Amelie ultimately enrolled in the beroepsbegeleidende leerweg, the Dutch vocational training pathway that lets students over 16 combine part-time coursework – just one to two days per week – with paid part-time work in their chosen field. The Dutch system integrates employers deeply: businesses can partner with colleges to create custom training programs tailored to their staffing needs, and vocational graduates in high-demand trades often find multiple job offers waiting for them upon completion. Asja van der Helm, a secondary school teacher in The Hague, explains that the system frames skilled trades as valuable, aspirational careers: with electricians, carpenters, and technicians earning strong salaries and facing constant labor demand, young people can see clear, rewarding paths forward rather than viewing vocational training as a consolation prize.

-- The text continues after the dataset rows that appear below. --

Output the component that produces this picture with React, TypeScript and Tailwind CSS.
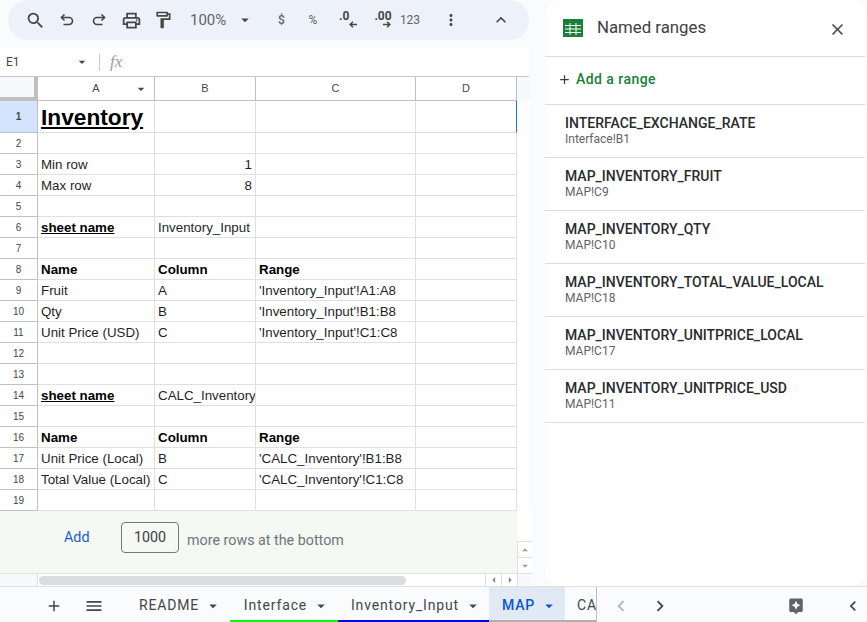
import { ReactNode } from "react";
import {
  MdSearch,
  MdOutlinePrint,
  MdOutlineFormatPaint,
  MdMoreVert,
  MdExpandLess,
  MdClose,
  MdAdd,
  MdMenu,
  MdChevronLeft,
  MdChevronRight,
  MdAssistant,
  MdArrowDropDown,
  MdArrowDropUp,
  MdArrowLeft,
  MdArrowRight,
} from "react-icons/md";

type Cell = { text?: string; className?: string };

const rowHeights = [32, ...Array(18).fill(21)];

const rows: Record<number, Cell[]> = {
  1: [{ text: "Inventory", className: "font-bold underline text-[22.7px] text-black" }],
  3: [{ text: "Min row" }, { text: "1", className: "justify-end" }],
  4: [{ text: "Max row" }, { text: "8", className: "justify-end" }],
  6: [{ text: "sheet name", className: "font-bold underline text-black" }, { text: "Inventory_Input" }],
  8: [
    { text: "Name", className: "font-bold text-black" },
    { text: "Column", className: "font-bold text-black" },
    { text: "Range", className: "font-bold text-black" },
  ],
  9: [{ text: "Fruit" }, { text: "A" }, { text: "'Inventory_Input'!A1:A8" }],
  10: [{ text: "Qty" }, { text: "B" }, { text: "'Inventory_Input'!B1:B8" }],
  11: [{ text: "Unit Price (USD)" }, { text: "C" }, { text: "'Inventory_Input'!C1:C8" }],
  14: [{ text: "sheet name", className: "font-bold underline text-black" }, { text: "CALC_Inventory" }],
  16: [
    { text: "Name", className: "font-bold text-black" },
    { text: "Column", className: "font-bold text-black" },
    { text: "Range", className: "font-bold text-black" },
  ],
  17: [{ text: "Unit Price (Local)" }, { text: "B" }, { text: "'CALC_Inventory'!B1:B8" }],
  18: [{ text: "Total Value (Local)" }, { text: "C" }, { text: "'CALC_Inventory'!C1:C8" }],
};

const namedRanges = [
  ["INTERFACE_EXCHANGE_RATE", "Interface!B1"],
  ["MAP_INVENTORY_FRUIT", "MAP!C9"],
  ["MAP_INVENTORY_QTY", "MAP!C10"],
  ["MAP_INVENTORY_TOTAL_VALUE_LOCAL", "MAP!C18"],
  ["MAP_INVENTORY_UNITPRICE_LOCAL", "MAP!C17"],
  ["MAP_INVENTORY_UNITPRICE_USD", "MAP!C11"],
];

function Slot({ w, children }: { w: string; children: ReactNode }) {
  return <div className={`${w} shrink-0 flex items-center justify-center`}>{children}</div>;
}

function TurnArrow({ flip }: { flip?: boolean }) {
  return (
    <svg width="16" height="16" viewBox="0 0 16 16" fill="none" stroke="#444746" strokeWidth="1.6" className={flip ? "-scale-x-100" : ""}>
      <path d="M5.5 2.5 2.5 5.5l3 3" />
      <path d="M2.5 5.5H10a3.5 3.5 0 0 1 0 7H4.5" />
    </svg>
  );
}

function SmallArrow({ flip }: { flip?: boolean }) {
  return (
    <svg width="8" height="7" viewBox="0 0 8 7" fill="none" stroke="#444746" strokeWidth="1.5" className={flip ? "-scale-x-100" : ""}>
      <path d="M0 3.5h7M4 .7l3 2.8-3 2.8" />
    </svg>
  );
}

function Toolbar() {
  return (
    <div className="ml-2 h-[40px] shrink-0 rounded-full bg-[#edf2fa] flex items-center pl-[11px] text-[#444746] font-['Roboto',sans-serif]">
      <Slot w="w-[32px]"><MdSearch size={21} /></Slot>
      <Slot w="w-[32px]"><TurnArrow /></Slot>
      <Slot w="w-[32px]"><TurnArrow flip /></Slot>
      <Slot w="w-[32px]"><MdOutlinePrint size={21} /></Slot>
      <Slot w="w-[32px]"><MdOutlineFormatPaint size={20} /></Slot>
      <div className="w-[45px] ml-[11px] shrink-0 text-[15px] text-[#5f6368]">100%</div>
      <Slot w="w-[20px]"><MdArrowDropDown size={18} /></Slot>
      <div className="w-px h-[21px] bg-[#c7c7c7] ml-[8px]" />
      <Slot w="w-[37px]"><span className="text-[12px] font-medium text-[#5f6368]">$</span></Slot>
      <Slot w="w-[26px]"><span className="text-[12px] text-[#5f6368]">%</span></Slot>
      <Slot w="w-[46px]">
        <span className="flex flex-col leading-none -mt-[3px]">
          <span className="text-[12px] font-bold leading-[12px] -ml-[2px]">.0</span>
          <span className="ml-[8px] -mt-[1px] flex"><SmallArrow flip /></span>
        </span>
      </Slot>
      <Slot w="w-[22px]">
        <span className="flex flex-col leading-none -mt-[3px]">
          <span className="text-[12px] font-bold leading-[12px]">.00</span>
          <span className="ml-[9px] -mt-[1px] flex"><SmallArrow /></span>
        </span>
      </Slot>
      <Slot w="w-[32px]"><span className="text-[12px] text-[#5f6368]">123</span></Slot>
      <div className="w-px h-[21px] bg-[#c7c7c7] ml-[5px]" />
      <Slot w="w-[40px]"><MdMoreVert size={18} /></Slot>
      <Slot w="w-[60px]"><MdExpandLess size={20} /></Slot>
    </div>
  );
}

function FormulaBar() {
  return (
    <div className="mt-[8px] h-[29px] shrink-0 bg-white flex items-center border-b border-[#c4c7c5] font-['Roboto',sans-serif]">
      <span className="ml-[6px] w-[68px] text-[12px] text-[#444746]">E1</span>
      <MdArrowDropDown size={16} className="text-[#444746]" />
      <div className="w-px h-[17px] bg-[#c7c7c7] ml-[9px]" />
      <span className="ml-[10px] text-[17px] italic text-[#9aa0a6] font-['Liberation_Serif',serif]">fx</span>
    </div>
  );
}

function Sheet() {
  const cols = [
    { label: "A", w: "w-[117px]" },
    { label: "B", w: "w-[101px]" },
    { label: "C", w: "w-[160px]" },
    { label: "D", w: "w-[101px]" },
  ];
  return (
    <div className="shrink-0 font-['Liberation_Sans',sans-serif] text-[13.33px] text-[#1f1f1f]">
      <div className="flex h-[24px]">
        <div className="w-[38px] bg-[#f8f9fa] border-r-[4px] border-b-[4px] border-[#c0c0c0]" />
        {cols.map((c) => (
          <div
            key={c.label}
            className={`${c.w} relative flex items-center justify-center bg-white border-r border-b border-[#c0c0c0] text-[11px] text-[#444746]`}
          >
            {c.label}
            {c.label === "A" && <MdArrowDropDown size={16} className="absolute right-[5px] top-[4px]" />}
          </div>
        ))}
        <div className="flex-1 bg-[#f8f9fa]" />
      </div>
      {rowHeights.map((h, i) => {
        const n = i + 1;
        const cells = rows[n] ?? [];
        return (
          <div key={n} className={`flex ${h === 32 ? "h-[32px]" : "h-[21px]"}`}>
            <div
              className={`w-[38px] flex items-center justify-center border-r border-b border-[#c0c0c0] text-[10px] text-[#444746] ${
                n === 1 ? "bg-[#d3e3fd] font-bold" : "bg-white"
              }`}
            >
              {n}
            </div>
            {cols.map((c, ci) => (
              <div
                key={c.label}
                className={`${c.w} bg-white flex items-center px-[3px] pt-px overflow-hidden whitespace-nowrap border-r border-b border-[#e0e0e0] ${cells[ci]?.className ?? ""} ${
                  n === 1 && ci === 3 ? "border-r-[#1a73e8]" : ""
                }`}
              >
                {cells[ci]?.text}
              </div>
            ))}
            <div className="flex-1 bg-white" />
          </div>
        );
      })}
    </div>
  );
}

function AddRows() {
  return (
    <div className="flex h-[63px] shrink-0 font-['Roboto',sans-serif]">
      <div className="w-[517px] shrink-0 bg-[#f6f8f4] border-b border-[#e0e0e0] flex items-start pt-[11px] pl-[64px]">
        <span className="w-[57px] text-[14.3px] leading-[30px] text-[#1a5fcf]">Add</span>
        <div className="w-[58px] h-[31px] rounded-[4px] border border-[#747775] flex items-center justify-center text-[14.3px] text-[#3c4043]">
          1000
        </div>
        <span className="ml-[8px] mt-[8px] text-[14.3px] text-[#70757a]">more rows at the bottom</span>
      </div>
      <div className="flex-1 flex flex-col justify-end bg-white text-[#a0a0a0]">
        <div className="h-[16px] border-t border-l border-[#e0e0e0] flex items-center justify-center"><MdArrowDropUp size={14} /></div>
        <div className="h-[17px] border-t border-b border-l border-[#e0e0e0] flex items-center justify-center"><MdArrowDropDown size={14} /></div>
      </div>
    </div>
  );
}

function HScroll() {
  return (
    <div className="h-[12px] shrink-0 flex bg-white text-[#8a8a8a]">
      <div className="w-[38px] shrink-0 border-r border-[#e0e0e0] bg-[#f8f9fa]" />
      <div className="w-[447px] shrink-0 flex items-center pl-px">
        <div className="w-[367px] h-[9px] rounded-full bg-[#dadce0]" />
      </div>
      <div className="w-[16px] shrink-0 border-l border-[#e0e0e0] flex items-center justify-center"><MdArrowLeft size={14} /></div>
      <div className="w-[16px] shrink-0 border-l border-[#e0e0e0] flex items-center justify-center"><MdArrowRight size={14} /></div>
      <div className="flex-1 border-l border-[#e0e0e0] bg-[#f8f9fa]" />
    </div>
  );
}

function SheetsIcon() {
  return (
    <svg width="20" height="18" viewBox="0 0 20 18">
      <rect x="0" y="0" width="20" height="18" fill="#188038" />
      <g fill="#fff">
        <rect x="2" y="6" width="16" height="1" />
        <rect x="2" y="9.5" width="16" height="1" />
        <rect x="2" y="13" width="16" height="1" />
        <rect x="6.5" y="4" width="1" height="12" />
        <rect x="12.5" y="4" width="1" height="12" />
      </g>
    </svg>
  );
}

function Panel() {
  return (
    <div className="ml-[16px] w-[320px] h-[586px] bg-white rounded-[16px] font-['Roboto',sans-serif]">
      <div className="h-[57px] flex items-center border-b border-[#dadce0] pl-[18px] pr-[18px]">
        <SheetsIcon />
        <span className="ml-[14px] text-[16.8px] text-[#3c4043]">Named ranges</span>
        <MdClose size={19} className="ml-auto mt-[2px] text-[#444746]" />
      </div>
      <div className="h-[48px] flex items-center border-b border-[#dadce0] pl-[12px] pb-[2px]">
        <MdAdd size={15} className="text-[#3c4043]" />
        <span className="ml-[4px] text-[14px] font-medium tracking-[0.45px] text-[#188038]">Add a range</span>
      </div>
      {namedRanges.map(([name, ref]) => (
        <div key={name} className="h-[53px] border-b border-[#dadce0] pl-[20px] pt-[10px]">
          <div className="text-[14px] leading-[17px] font-medium text-[#2a2b2e]">{name}</div>
          <div className="text-[12px] leading-[15px] text-[#5f6368]">{ref}</div>
        </div>
      ))}
    </div>
  );
}

function Tab({ name, w, barClass, active }: { name: string; w: string; barClass: string; active?: boolean }) {
  return (
    <div className={`${w} h-[35px] shrink-0 flex flex-col ${active ? "bg-[#e1e9f5]" : ""}`}>
      <div className={`flex-1 pt-[4px] pl-[6px] flex items-center justify-center gap-[5px] text-[14px] tracking-[0.85px] ${active ? "text-[#0b57d0] font-medium" : "text-[#444746]"}`}>
        <span>{name}</span>
        <MdArrowDropDown size={18} />
      </div>
      <div className={`h-[2px] ${barClass}`} />
    </div>
  );
}

function TabBar() {
  return (
    <div className="h-[36px] shrink-0 flex items-center border-t border-[#e0e0e0] bg-[#f9fbfd] text-[#444746] font-['Roboto',sans-serif]">
      <div className="w-[44px] shrink-0" />
      <Slot w="w-[20px] mt-[3px]"><MdAdd size={18} /></Slot>
      <Slot w="w-[20px] ml-[20px] mt-[3px]"><MdMenu size={20} /></Slot>
      <div className="w-[21px] shrink-0" />
      <Tab name="README" w="w-[105px]" barClass="bg-transparent" />
      <Tab name="Interface" w="w-[108px]" barClass="bg-[#00ff00]" />
      <Tab name="Inventory_Input" w="w-[151px]" barClass="bg-[#0000ff]" />
      <Tab name="MAP" w="w-[76px]" barClass="bg-[#b0b0b0]" active />
      <div className="w-[32px] h-[35px] shrink-0 flex flex-col border-r border-r-[#bdbdbd]">
        <div className="flex-1 pt-[4px] flex items-center pl-[12px] text-[14px] tracking-[0.85px] overflow-hidden">CA</div>
        <div className="h-[2px] bg-[#b0b0b0]" />
      </div>
      <Slot w="w-[24px] ml-[12px] mt-[3px]"><MdChevronLeft size={22} className="text-[#b5b5b5]" /></Slot>
      <Slot w="w-[24px] ml-[15px] mt-[3px]"><MdChevronRight size={22} /></Slot>
      <Slot w="w-[20px] ml-[114px] mt-[3px]"><MdAssistant size={18} className="text-[#5f6368]" /></Slot>
      <Slot w="w-[20px] ml-[37px] mt-[3px]"><MdChevronLeft size={20} /></Slot>
    </div>
  );
}

export default function App() {
  return (
    <div className="w-[867px] h-[622px] overflow-hidden bg-[#f9fbfd] flex flex-col">
      <div className="flex h-[586px] shrink-0">
        <div className="w-[529px] shrink-0 flex flex-col">
          <Toolbar />
          <FormulaBar />
          <Sheet />
          <AddRows />
          <HScroll />
        </div>
        <Panel />
      </div>
      <TabBar />
    </div>
  );
}
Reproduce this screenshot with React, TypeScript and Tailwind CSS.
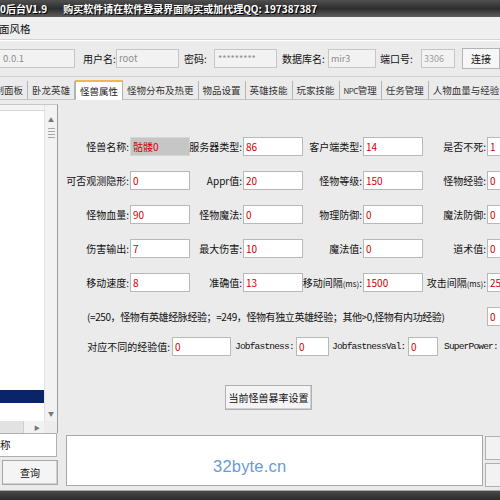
import React from "react";

const F = "font-['Noto_Sans_CJK_SC',sans-serif]";

function Inp({ v, cls, gray }: { v: string; cls: string; gray?: boolean }) {
  return (
    <div
      className={`${cls} h-[19px] shrink-0 border flex items-center pl-[2px] text-[10px] leading-none text-[#d40000] whitespace-nowrap overflow-hidden ${
        gray ? "bg-[#c6c6c6] border-[#d6d6d6]" : "bg-white border-[#b8b8b8]"
      }`}
    >
      {v}
    </div>
  );
}

function Lbl({ t, cls }: { t: React.ReactNode; cls: string }) {
  return (
    <div className={`${cls} shrink-0 flex justify-end items-center text-[10px] leading-none text-[#111] whitespace-nowrap pr-[1px]`}>
      {t}
    </div>
  );
}

type Cell = [React.ReactNode, string, boolean?];

function Row({ cells, mt }: { cells: Cell[]; mt: string }) {
  const lw = ["w-[72px]", "w-[53px]", "w-[60px]", "w-[64px]"];
  return (
    <div className={`flex items-center h-[19px] ${mt}`}>
      {cells.map((c, i) => (
        <React.Fragment key={i}>
          <Lbl t={c[0]} cls={lw[i]} />
          <Inp v={c[1]} cls="w-[60px]" gray={c[2]} />
        </React.Fragment>
      ))}
    </div>
  );
}

function Tab({ t, active, cls }: { t: React.ReactNode; active?: boolean; cls?: string }) {
  if (active)
    return (
      <div className="h-[20px] -mb-[1px] px-[4px] bg-white border-t-2 border-t-[#f0b850] border-x border-x-[#b0b0b0] flex items-center text-[9.5px] text-[#222] whitespace-nowrap relative z-10">
        {t}
      </div>
    );
  return (
    <div className={`${cls ?? ""} h-[18px] px-[4px] border-r border-r-[#b4b4b4] flex items-center text-[9.5px] text-[#333] whitespace-nowrap`}>
      {t}
    </div>
  );
}

const mono = "font-['Liberation_Mono',monospace] text-[9.5px] tracking-[-0.8px]";

export default function App() {
  return (
    <div className={`${F} w-[500px] h-[500px] overflow-hidden bg-[#ebebeb] flex flex-col`}>
      {/* title bar */}
      <div className="h-[17px] shrink-0 bg-linear-to-b from-[#505050] via-[#2e2e2e] to-[#5e5e5e] flex items-center text-white font-bold text-[10px] leading-none whitespace-nowrap [text-shadow:1px_1px_0_#000]">
        <span>0后台V1.9</span>
        <span className="ml-[16px]">购买软件请在软件登录界面购买或加代理QQ: 197387387</span>
      </div>
      {/* menu */}
      <div className="h-[23px] shrink-0 bg-[#efefef] border-b border-b-[#d4d4d4] flex items-center pt-[2px] text-[10.5px] text-[#111]">
        <span className="-ml-[1px]">面风格</span>
      </div>
      {/* toolbar */}
      <div className="h-[37px] shrink-0 border-t border-t-white border-b border-b-[#cfcfcf] flex items-center text-[10px] text-[#111]">
        <div className="-ml-[6px] w-[81px] h-[19px] bg-[#f2f2f2] border border-[#c6c6c6] flex items-center pl-[8px] text-[#8c8c8c] text-[9.5px]">0.0.1</div>
        <div className="w-[41px] pl-[8px] whitespace-nowrap">用户名:</div>
        <div className="w-[63px] h-[19px] bg-[#f2f2f2] border border-[#c6c6c6] flex items-center pl-[2px] text-[#8c8c8c] text-[9.5px]">root</div>
        <div className="w-[35px] pl-[5px] whitespace-nowrap">密码:</div>
        <div className="w-[63px] h-[19px] bg-[#f2f2f2] border border-[#c6c6c6] flex items-center pl-[3px] text-[#8c8c8c] text-[9px]">*********</div>
        <div className="w-[51px] pl-[5px] whitespace-nowrap">数据库名:</div>
        <div className="w-[48px] h-[19px] bg-[#f2f2f2] border border-[#c6c6c6] flex items-center pl-[2px] text-[#8c8c8c] text-[9px]">mir3</div>
        <div className="w-[45px] pl-[4px] whitespace-nowrap">端口号:</div>
        <div className="w-[34px] h-[19px] bg-[#f2f2f2] border border-[#c6c6c6] flex items-center pl-[2px] text-[#a0a0a0] text-[9px]">3306</div>
        <div className="ml-[7px] w-[38px] h-[21px] shrink-0 bg-[#f6f6f6] border border-[#b4b4b4] flex items-center justify-center">连接</div>
      </div>
      {/* tabs */}
      <div className="h-[22px] shrink-0 pt-[3px] flex items-end">
        <Tab t="控制面板" cls="-ml-[19px]" />
        <Tab t="卧龙英雄" />
        <Tab t="怪兽属性" active />
        <Tab t="怪物分布及热更" />
        <Tab t="物品设置" />
        <Tab t="英雄技能" />
        <Tab t="玩家技能" />
        <Tab t={<span><span className="text-[8px] tracking-[-0.6px]">NPC</span>管理</span>} />
        <Tab t="任务管理" />
        <Tab t="人物血量与经验" />
      </div>
      {/* tab page */}
      <div className="h-[333px] shrink-0 border-t border-t-[#c4c4c4] flex">
        {/* list */}
        <div className="w-[58px] shrink-0 mt-[4px] h-[329px] bg-white border-t border-t-[#c8c8c8] border-r border-r-[#9c9c9c] flex flex-col">
          <div className="flex-1 flex">
            <div className="w-[44px] flex flex-col">
              <div className="h-[6px] bg-[#f4f4f4] border-b border-b-[#d8d8d8]" />
              <div className="h-[279px]" />
              <div className="h-[13px] bg-[#0a246a]" />
            </div>
            <div className="w-[13px] bg-[#f2f2f2] border-l border-l-[#e2e2e2] flex flex-col items-center">
              <div className="h-[18px] flex items-end text-[6px] text-[#777] leading-none">▲</div>
              <div className="mt-[2px] w-[9px] h-[16px] flex flex-col justify-center gap-[2px] items-center">
                <div className="w-[7px] h-px bg-[#a8a8a8]" />
                <div className="w-[7px] h-px bg-[#a8a8a8]" />
                <div className="w-[7px] h-px bg-[#a8a8a8]" />
                <div className="w-[7px] h-px bg-[#a8a8a8]" />
              </div>
              <div className="flex-1" />
              <div className="h-[10px] text-[6px] text-[#777] leading-none">▼</div>
            </div>
          </div>
          <div className="h-[12px] flex bg-[#f2f2f2]">
            <div className="w-[24px] bg-[#e2e2e2] border-r border-r-[#cfcfcf]" />
            <div className="w-[20px] flex items-center justify-end pr-[4px] text-[6px] text-[#777]">▶</div>
            <div className="flex-1 bg-[#ececec]" />
          </div>
        </div>
        {/* fields */}
        <div className="w-[500px] shrink-0 pt-[37px] flex flex-col">
          <Row mt="" cells={[["怪兽名称:", "骷髅0", true], ["服务器类型:", "86"], ["客户端类型:", "14"], ["是否不死:", "1"]]} />
          <Row mt="mt-[15px]" cells={[["可否观测隐形:", "0"], [<span>Appr值:</span>, "20"], ["怪物等级:", "150"], ["怪物经验:", "0"]]} />
          <Row mt="mt-[15px]" cells={[["怪物血量:", "90"], ["怪物魔法:", "0"], ["物理防御:", "0"], ["魔法防御:", "0"]]} />
          <Row mt="mt-[15px]" cells={[["伤害输出:", "7"], ["最大伤害:", "10"], ["魔法值:", "0"], ["道术值:", "0"]]} />
          <Row mt="mt-[15px]" cells={[["移动速度:", "8"], ["准确值:", "13"], [<span>移动间隔<span className="text-[8px]">(ms)</span>:</span>, "1500"], [<span>攻击间隔<span className="text-[8px]">(ms)</span>:</span>, "250"]]} />
          <div className="flex items-center h-[19px] mt-[15px]">
            <div className="w-[429px] shrink-0 pl-[29px] text-[10px] leading-none text-[#111] whitespace-nowrap tracking-[-0.4px]">
              (=250，怪物有英雄经脉经验；=249，怪物有独立英雄经验；其他&gt;0,怪物有内功经验)
            </div>
            <Inp v="0" cls="w-[60px]" />
          </div>
          <div className="flex items-center h-[19px] mt-[11px] text-[10px] leading-none text-[#111] whitespace-nowrap">
            <div className="w-[114px] shrink-0 flex justify-end pr-[2px]">对应不同的经验值:</div>
            <Inp v="0" cls="w-[59px]" />
            <div className={`${mono} ml-[4px] w-[61px] shrink-0`}>Jobfastness:</div>
            <Inp v="0" cls="w-[33px]" />
            <div className={`${mono} ml-[3px] w-[76px] shrink-0`}>JobfastnessVal:</div>
            <Inp v="0" cls="w-[30px]" />
            <div className={`${mono} ml-[6px] shrink-0`}>SuperPower:</div>
          </div>
          <div className="mt-[29px] ml-[167px] w-[87px] h-[25px] bg-[#f4f4f4] border border-[#b0b0b0] shadow-[inset_-1px_-1px_0_#d0d0d0] flex items-center justify-center text-[10px] text-[#111] whitespace-nowrap">
            当前怪兽暴率设置
          </div>
        </div>
      </div>
      {/* bottom */}
      <div className="h-[58px] shrink-0 flex">
        <div className="w-[58px] shrink-0 flex flex-col">
          <div className="mt-[1px] h-[24px] w-[57px] bg-white border border-[#b0b0b0] border-l-0 flex items-center text-[10.5px] text-[#111]">称</div>
          <div className="mt-[3px] ml-[2px] w-[56px] h-[25px] bg-[#f4f4f4] border border-[#a8a8a8] shadow-[inset_-1px_-1px_0_#d0d0d0] flex items-center justify-center text-[10px] text-[#111]">查询</div>
        </div>
        <div className="ml-[8px] mt-[3px] w-[417px] h-[51px] shrink-0 bg-white border border-[#a8a8a8] relative">
          <div className="absolute left-[146px] top-[22px] font-['Liberation_Sans',sans-serif] text-[16.5px] leading-none text-[#6a9bd3] tracking-[0.2px]">32byte.cn</div>
        </div>
        <div className="ml-[2px] mt-[4px] flex flex-col gap-[3px]">
          <div className="w-[20px] h-[24px] bg-[#f2f2f2] border border-[#b0b0b0]" />
          <div className="w-[20px] h-[24px] bg-[#f2f2f2] border border-[#b0b0b0]" />
        </div>
      </div>
      <div className="h-[1px] shrink-0 bg-[#a8a8a8]" />
      <div className="flex-1 bg-linear-to-b from-[#4a4a4a] to-[#2a2a2a]" />
    </div>
  );
}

For young people who struggle to fit into formal pathways, the Netherlands has built a layered, proactive safety net to prevent disengagement. State funding allocated to schools for student health and well-being can be used to partner with specialist external organizations that support at-risk youth. One such group is Mooi Jong, a Hague-based non-profit that works with students referred by schools who face a high risk of dropping out and becoming NEET. Founder Alexander Koppelle describes the system as a web: every potential exit point for a struggling young person has a backup intervention, another organization, and another chance to stay engaged. Schools track every absence, intervene early for repeated lateness, and activate support before a young person drops out entirely. Even students who need to step back for mental health reasons remain connected: they are classified as thuis zitters (home-stayers), and schools retain their funding to pay for external support while they wait for specialized care. Unjustified truancy triggers progressive sanctions, from fines to community service, but the system prioritizes re-engagement over punishment.

Migration to the Netherlands from low-opportunity regions further highlights the model’s strengths. Destiny, who moved to the Netherlands from the Caribbean island of Bonaire, found a clear path through a beauty therapy course, which turned an internship into paid full-time work at a local salon. Her seamless transition from education to full-time work is exactly what Dutch policymakers aim to achieve: keeping young people connected to opportunity before they become disconnected from the workforce entirely. For unemployed young people who do fall out of education, the government operates a one-stop support service through the Dutch Employee Insurance Agency (UWV), which administers benefits, connects job seekers with employers, and provides tailored guidance to help young people return to work or training.

Even with these successful structures, the Dutch model is not perfect: youth unemployment has begun to rise in recent years, and policymakers continue to tweak the system to address emerging gaps. Still, national data tells a clear story: just 4.9% of 18 to 24-year-olds in the Netherlands are NEET, compared to 15.1% in the UK. That gap has led Milburn and other experts to argue that British policymakers have much to learn from the Dutch approach. For Amelie, who now trains to become a teaching assistant to support other young people facing the same challenges she overcame, the model’s greatest strength is its flexibility and its refusal to write off any young person. “Without the option to change path along the way, I would have dropped out altogether,” she says. For the UK, that lesson could be the key to reversing its growing NEET crisis.